John, no it doesn't quite cover it (although it should cover most of Charlie's question). I envisage a situation which is common to all LRCs, where we are doing a datasearch let us say for all records within 1km of a planning application site. The process you describe will return all records where the spatial reference falls within or clips our search polygon (a 1km buffer around the site). That means it will also return all records associated with a location which has a spatial reference which falls within the search polygon, where those records have no unique spatial reference but use that inherited from the parent location.
However there is a third class of records which should be returned and which as far as I see are not. Records of taxa associated with locations, the boundary polygons of which intersect the seach polygon, but where the spatial ref of the parent site is actually outside the search polygon will not be returned.

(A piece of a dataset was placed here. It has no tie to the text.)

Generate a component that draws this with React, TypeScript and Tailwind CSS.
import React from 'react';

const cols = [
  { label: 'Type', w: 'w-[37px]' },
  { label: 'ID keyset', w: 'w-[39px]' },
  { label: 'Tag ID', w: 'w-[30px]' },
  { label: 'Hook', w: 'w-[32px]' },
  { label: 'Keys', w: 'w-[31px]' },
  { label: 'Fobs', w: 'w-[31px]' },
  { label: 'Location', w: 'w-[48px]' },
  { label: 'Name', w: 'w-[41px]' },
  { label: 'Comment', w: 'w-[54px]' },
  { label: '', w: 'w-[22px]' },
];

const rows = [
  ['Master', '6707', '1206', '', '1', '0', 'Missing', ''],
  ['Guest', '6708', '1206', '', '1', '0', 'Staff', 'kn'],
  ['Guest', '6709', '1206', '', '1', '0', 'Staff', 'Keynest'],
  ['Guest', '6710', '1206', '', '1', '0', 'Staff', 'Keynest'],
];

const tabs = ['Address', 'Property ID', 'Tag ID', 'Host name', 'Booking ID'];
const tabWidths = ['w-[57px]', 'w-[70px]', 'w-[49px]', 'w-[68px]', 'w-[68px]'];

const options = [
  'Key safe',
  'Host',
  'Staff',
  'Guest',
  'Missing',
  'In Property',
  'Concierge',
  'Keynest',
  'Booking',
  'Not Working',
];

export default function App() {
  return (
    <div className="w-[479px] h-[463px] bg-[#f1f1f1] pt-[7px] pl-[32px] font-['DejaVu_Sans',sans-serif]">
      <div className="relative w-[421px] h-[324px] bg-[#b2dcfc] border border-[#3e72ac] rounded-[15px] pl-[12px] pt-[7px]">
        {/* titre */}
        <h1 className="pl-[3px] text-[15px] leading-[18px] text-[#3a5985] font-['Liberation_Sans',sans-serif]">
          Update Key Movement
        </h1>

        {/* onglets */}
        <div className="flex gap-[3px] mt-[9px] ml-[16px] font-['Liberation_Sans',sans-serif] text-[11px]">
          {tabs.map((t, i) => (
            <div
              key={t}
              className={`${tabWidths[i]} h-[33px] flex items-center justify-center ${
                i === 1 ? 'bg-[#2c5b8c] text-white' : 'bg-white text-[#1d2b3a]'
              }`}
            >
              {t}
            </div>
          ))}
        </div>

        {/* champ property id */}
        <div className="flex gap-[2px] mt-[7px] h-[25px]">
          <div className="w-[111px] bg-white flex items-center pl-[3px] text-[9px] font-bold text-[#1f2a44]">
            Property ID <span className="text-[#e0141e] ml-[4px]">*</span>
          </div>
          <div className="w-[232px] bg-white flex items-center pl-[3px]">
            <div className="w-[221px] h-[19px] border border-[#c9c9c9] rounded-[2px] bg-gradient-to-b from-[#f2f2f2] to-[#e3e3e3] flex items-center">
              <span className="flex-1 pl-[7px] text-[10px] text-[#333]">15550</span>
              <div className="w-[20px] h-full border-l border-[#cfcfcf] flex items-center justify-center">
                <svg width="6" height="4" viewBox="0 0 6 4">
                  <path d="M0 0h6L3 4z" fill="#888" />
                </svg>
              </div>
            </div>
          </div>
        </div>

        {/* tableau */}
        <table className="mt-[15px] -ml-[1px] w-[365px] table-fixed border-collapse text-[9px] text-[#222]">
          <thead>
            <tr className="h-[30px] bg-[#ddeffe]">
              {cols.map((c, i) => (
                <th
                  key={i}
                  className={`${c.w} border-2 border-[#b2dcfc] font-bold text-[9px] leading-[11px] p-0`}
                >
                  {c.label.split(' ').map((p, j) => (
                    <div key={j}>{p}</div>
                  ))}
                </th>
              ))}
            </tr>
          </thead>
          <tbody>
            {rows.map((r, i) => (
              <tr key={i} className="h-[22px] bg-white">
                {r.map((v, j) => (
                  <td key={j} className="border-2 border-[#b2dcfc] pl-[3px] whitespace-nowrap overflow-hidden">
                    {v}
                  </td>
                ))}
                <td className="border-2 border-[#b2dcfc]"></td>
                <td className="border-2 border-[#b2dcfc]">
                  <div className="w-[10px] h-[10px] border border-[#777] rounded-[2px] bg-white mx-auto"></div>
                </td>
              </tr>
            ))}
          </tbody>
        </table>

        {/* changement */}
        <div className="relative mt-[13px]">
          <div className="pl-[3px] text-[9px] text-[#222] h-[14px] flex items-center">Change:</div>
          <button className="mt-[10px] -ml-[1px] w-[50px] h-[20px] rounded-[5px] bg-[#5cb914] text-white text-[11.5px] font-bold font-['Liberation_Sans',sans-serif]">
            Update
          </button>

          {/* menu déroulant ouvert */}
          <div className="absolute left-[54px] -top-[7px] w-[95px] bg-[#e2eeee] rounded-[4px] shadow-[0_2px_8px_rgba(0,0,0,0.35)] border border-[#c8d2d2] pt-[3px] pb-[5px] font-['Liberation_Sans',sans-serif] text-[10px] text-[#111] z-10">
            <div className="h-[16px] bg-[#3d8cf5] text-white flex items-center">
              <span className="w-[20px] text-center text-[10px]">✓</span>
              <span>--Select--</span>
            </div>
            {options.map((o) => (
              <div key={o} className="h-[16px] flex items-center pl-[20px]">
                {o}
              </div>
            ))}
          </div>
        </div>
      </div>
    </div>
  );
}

It is my understanding that when occurences are recorded against a site (location), but no additional spatial reference is supplied (I personally have collected in excess of 50,000 such records in the last five years of my employment), it is implied that those ocurrences may lie anywhere within the area defined as that site. They may be widespread or ubiquitous within the site, or they may be rare but lacking any more detailed spatial information. Either way if we ask for all occurences within 1km of a development site, we should receive all such occurrences which may fall within the area where the search polygon intersects the site boundary polygon.
If Recorder was able to return such data we would be able to use it for all area-based data searches in one single query. Of course it would be useful to recieve also an indication that these records are rather less certain than those which we know were definately recorded within the search area, but that is mere refinement.
It may be that I have missed something in the documentation and that Recorder actually does precisely what I describe, but this has not been my understanding so far.